U zult u wellicht herinneren God er in de eerste eeuw voorzieningen voor heeft getroffen dat zijn volk in het bedieningswerk werd opgeleid (Ef. 4:11, 12). Nieuwelingen werden door rijpe leden van de christelijke organisatie geholpen aan de van-huis-tot-huisbediening en andere facetten van de Koninkrijksdienst deel te nemen. In deze tijd voorziet Gods christelijke organisatie in een soortgelijk onderwijzingsprogramma. Maak u dus geen zorgen; u zult liefdevolle aanmoediging en hulp ontvangen. Een ervaren prediker zal u graag vergezellen en u willen aantonen hoe de bediening doeltreffend ten uitvoer gebracht kan worden.
Misschien bent u al eens uitgenodigd om aan de van-huis-tot-huisbediening deel te nemen. Als u niet op dit aanbod bent ingegaan, doe het dan nu. U zult beslist erg blij zijn wanneer u met dit belangrijke werk bent begonnen.

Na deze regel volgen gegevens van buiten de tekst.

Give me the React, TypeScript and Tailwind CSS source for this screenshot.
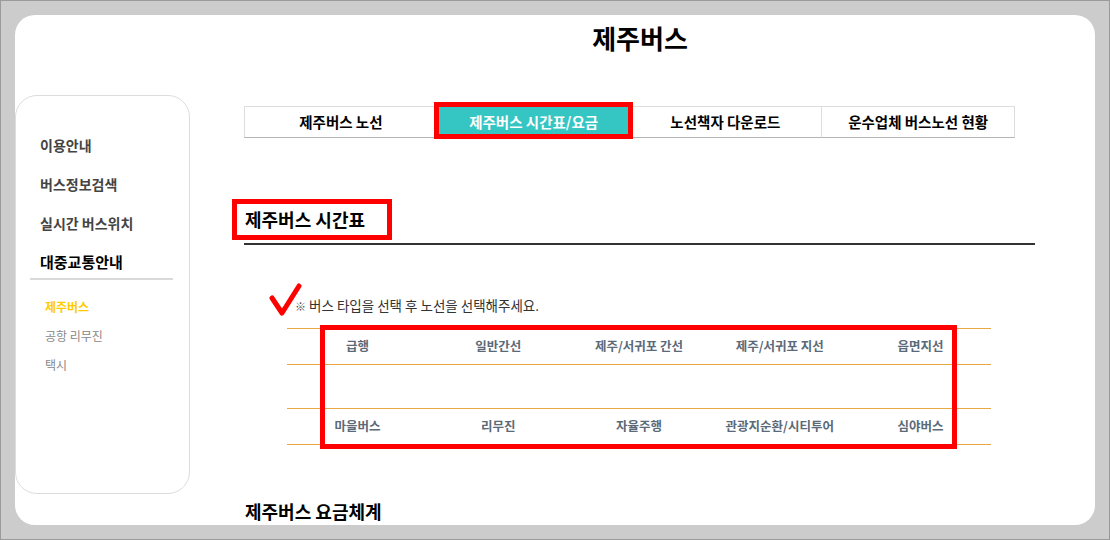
import React from 'react';

const sideMenu = ['이용안내', '버스정보검색', '실시간 버스위치'];
const subMenu = [
  { label: '제주버스', active: true },
  { label: '공항 리무진', active: false },
  { label: '택시', active: false },
];
const tabs = ['제주버스 노선', '제주버스 시간표/요금', '노선책자 다운로드', '운수업체 버스노선 현황'];
const busTypesTop = ['급행', '일반간선', '제주/서귀포 간선', '제주/서귀포 지선', '읍면지선'];
const busTypesBottom = ['마을버스', '리무진', '자율주행', '관광지순환/시티투어', '심야버스'];

const App: React.FC = () => {
  return (
    <div className="w-[1110px] h-[540px] bg-[#cccccc] border border-[#9a9a9a] p-[14px] overflow-hidden font-['Noto_Sans_CJK_KR','Malgun_Gothic',sans-serif]">
      <div className="h-full bg-white rounded-[20px] flex overflow-hidden">
        {/* Sidebar */}
        <aside className="w-[175px] shrink-0 mt-[80px] h-[399px] border border-[#dcdcdc] rounded-[22px] pt-[38px] pl-[24px]">
          <ul className="flex flex-col gap-[17px]">
            {sideMenu.map((item) => (
              <li key={item} className="text-[14px] leading-[22px] font-bold text-[#444]">
                {item}
              </li>
            ))}
            <li className="text-[15px] leading-[22px] font-bold text-black">대중교통안내</li>
          </ul>
          <div className="-ml-[10px] mt-[5px] w-[143px] h-[2px] bg-[#dadada]" />
          <ul className="mt-[16px] ml-[5px] flex flex-col gap-[8px]">
            {subMenu.map((item) => (
              <li
                key={item.label}
                className={
                  item.active
                    ? 'text-[12px] leading-[21px] font-bold text-[#ffcc00]'
                    : 'text-[12px] leading-[21px] text-[#888]'
                }
              >
                {item.label}
              </li>
            ))}
          </ul>
        </aside>

        {/* Main */}
        <main className="flex-1 flex flex-col">
          <h1 className="pt-[6px] pr-[5px] text-[26px] leading-[34px] font-bold text-center text-black">제주버스</h1>

          {/* Tabs */}
          <div className="mt-[51px] ml-[54px] w-[771px] h-[37px] flex">
            {tabs.map((tab, i) => {
              const active = i === 1;
              return (
                <div
                  key={tab}
                  className={
                    active
                      ? 'relative flex-1 flex items-center justify-center bg-[#35c6c3] text-white text-[14.5px] font-bold'
                      : `flex-1 flex items-center justify-center border-t border-r border-b border-[#dddddd] border-b-[#b5b5b5] text-[14.5px] font-bold text-black ${i === 0 ? 'border-l' : ''}`
                  }
                >
                  {tab}
                  {active && (
                    <span className="absolute -left-[4px] -top-[4px] -right-[3px] -bottom-[1px] border-[5px] border-[#ff0000]" />
                  )}
                </div>
              );
            })}
          </div>

          {/* Timetable heading */}
          <div className="relative mt-[67px] ml-[54px] w-[791px] border-b-2 border-[#333] pb-[10px]">
            <h2 className="pl-[1px] text-[18px] leading-[28px] font-bold text-black">제주버스 시간표</h2>
            <span className="absolute -left-[12px] -top-[6px] w-[160px] h-[41px] border-[5px] border-[#ff0000]" />
          </div>

          {/* Note */}
          <div className="relative mt-[50px] ml-[54px] pl-[51px] text-[13.5px] leading-[20px] text-[#333]">
            <svg className="absolute left-[22px] -top-[13px]" width="36" height="36" viewBox="0 0 36 36">
              <path d="M6 16 L16 31 L33 4" fill="none" stroke="#ff0000" strokeWidth="5" strokeLinecap="round" strokeLinejoin="round" />
            </svg>
            <span className="text-[11px] text-[#555]">※</span> 버스 타입을 선택 후 노선을 선택해주세요.
          </div>

          {/* Bus type table */}
          <div className="relative mt-[12px] ml-[97px] w-[704px]">
            <div className="grid grid-cols-5 h-[36px] border-t border-[#eaa845] items-center">
              {busTypesTop.map((t) => (
                <span key={t} className="text-center text-[12.5px] font-bold text-[#5b6a78]">
                  {t}
                </span>
              ))}
            </div>
            <div className="h-[44px] border-t border-[#eaa845]" />
            <div className="grid grid-cols-5 h-[37px] border-t border-b border-[#eaa845] items-center">
              {busTypesBottom.map((t) => (
                <span key={t} className="text-center text-[12.5px] font-bold text-[#5b6a78]">
                  {t}
                </span>
              ))}
            </div>
            <span className="absolute left-[33px] -top-[3px] w-[637px] h-[124px] border-[5px] border-[#ff0000]" />
          </div>

          {/* Fare heading */}
          <h2 className="mt-[52px] ml-[55px] text-[18px] leading-[28px] font-bold text-black">제주버스 요금체계</h2>
        </main>
      </div>
    </div>
  );
};

export default App;
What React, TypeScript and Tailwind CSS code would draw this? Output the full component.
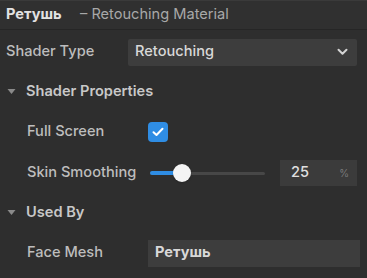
import React from 'react';

function Caret() {
  return (
    <svg width="9" height="7" viewBox="0 0 9 7" className="shrink-0">
      <path d="M0.5 1 L8.5 1 L4.5 6 Z" fill="#8a8a8a" />
    </svg>
  );
}

function Chevron() {
  return (
    <svg width="11" height="8" viewBox="0 0 11 8">
      <path d="M1.5 1.8 L5.5 5.8 L9.5 1.8" fill="none" stroke="#d4d4d4" strokeWidth="2" strokeLinecap="round" strokeLinejoin="round" />
    </svg>
  );
}

function Row({ children }: { children: React.ReactNode }) {
  return <div className="h-[40px] flex items-center">{children}</div>;
}

export default function App() {
  return (
    <div
      className="w-[367px] h-[278px] bg-[#2e2e2e] text-[#bdbdbd] text-[14.6px] overflow-hidden"
      style={{ fontFamily: 'Inter, "Noto Sans", sans-serif' }}
    >
      <div className="h-[30px] border-b border-[#262626] bg-[#303030] flex items-center px-[6px] border-t border-t-[#3a3a3a]">
        <span className="font-bold text-[#e2e2e2] w-[74px]">Ретушь</span>
        <span className="text-[#a8a8a8]">– Retouching Material</span>
      </div>

      <div className="h-[2px]" />

      <Row>
        <span className="pl-[6px] w-[128px] shrink-0 font-medium">Shader Type</span>
        <div className="w-[229px] h-[27px] bg-[#3d3d3d] flex items-center justify-between pl-[7px] pr-[9px] rounded-[2px]">
          <span className="text-[#d8d8d8] font-medium">Retouching</span>
          <Chevron />
        </div>
      </Row>

      <Row>
        <div className="pl-[7px] flex items-center gap-[10px]">
          <Caret />
          <span className="font-semibold text-[#c8c8c8]">Shader Properties</span>
        </div>
      </Row>

      <Row>
        <span className="pl-[27px] w-[148px] shrink-0 font-medium">Full Screen</span>
        <div className="w-[20px] h-[20px] rounded-[4px] bg-[#2f8de4] flex items-center justify-center">
          <svg width="12" height="10" viewBox="0 0 12 10">
            <path d="M1.5 5.2 L4.5 8 L10.5 1.8" fill="none" stroke="#fff" strokeWidth="2" strokeLinecap="round" strokeLinejoin="round" />
          </svg>
        </div>
      </Row>

      <div className="h-[41px] flex items-center pt-[1px]">
        <span className="pl-[27px] w-[150px] shrink-0 font-medium">Skin Smoothing</span>
        <div className="relative w-[115px] h-[20px] flex items-center">
          <div className="w-full h-[3px] bg-[#474747] rounded-full" />
          <div className="absolute left-0 top-[8px] w-[32px] h-[4px] bg-[#2f8de4] rounded-full" />
          <div className="absolute left-[23px] top-[1px] w-[18px] h-[18px] rounded-full bg-[#f4f4f4] shadow" />
        </div>
        <div className="ml-[15px] w-[77px] h-[26px] bg-[#3b3b3b] flex items-center justify-between pl-[11px] pr-[8px]">
          <span className="text-[#e0e0e0] font-medium">25</span>
          <span className="text-[10px] text-[#7a7a7a]">%</span>
        </div>
      </div>

      <Row>
        <div className="pl-[7px] flex items-center gap-[10px]">
          <Caret />
          <span className="font-semibold text-[#c8c8c8]">Used By</span>
        </div>
      </Row>

      <Row>
        <span className="pl-[27px] w-[148px] shrink-0 font-medium">Face Mesh</span>
        <div className="w-[212px] h-[27px] bg-[#3d3d3d] flex items-center pl-[7px]">
          <span className="font-bold text-[#d8d8d8]">Ретушь</span>
        </div>
      </Row>
    </div>
  );
}
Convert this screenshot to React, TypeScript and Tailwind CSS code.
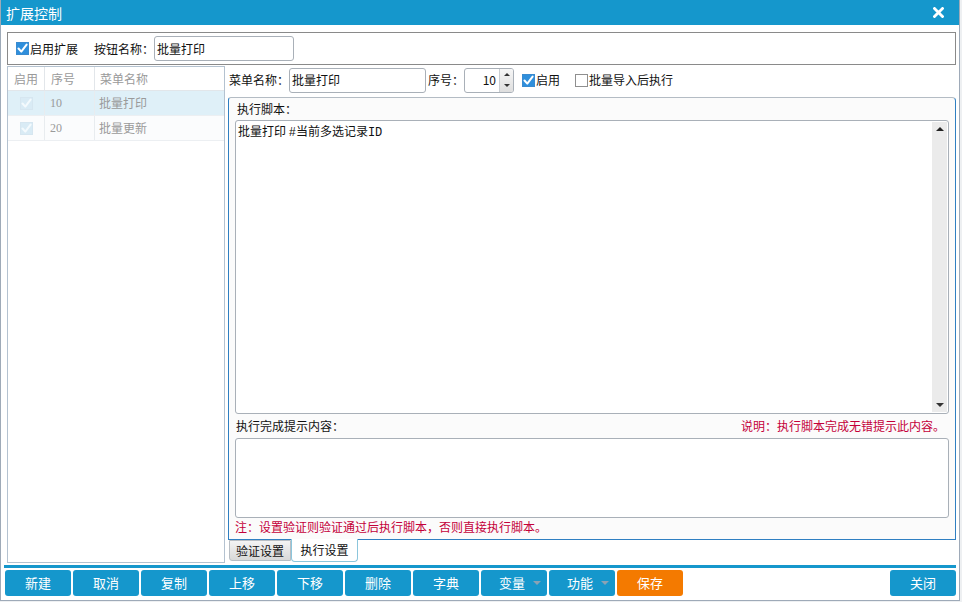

Als u er nog niet voor bent uitgenodigd en graag aan de bediening wilt deelnemen, maak dit verlangen dan kenbaar aan degene die de bijbel met u bestudeert. Hij zal er niet alleen graag regelingen voor treffen dat u met hem in de bediening meegaat, maar hij zal u helpen een korte aanbieding samen te stellen en deze met u doornemen, zodat u erop voorbereid bent een getuigenis aan de deuren te geven als u dit zou willen.
Gedurende de maand december doen Jehovah’s getuigen een speciale krachtsinspanning om nieuwelingen te helpen de bediening op zich te nemen. Neem de uitnodiging om er een aandeel aan te hebben, derhalve aan. Het is het werk dat door Jezus Christus en de vroege christenen werd verricht. En Jezus profeteerde dat de Koninkrijksprediking op wereldomvattende schaal zou worden verricht voordat het einde van dit samenstel van dingen zou komen (Matth. 24:14). Wat een voorrecht is het derhalve aan dit werk een aandeel te hebben! Aarzel niet. Stel het niet uit. Maak er nu een begin mee aan het werk deel te nemen waardoor u de goedkeuring van uw hemelse Vader zult verwerven, hetgeen eeuwige zegeningen voor u zal afwerpen.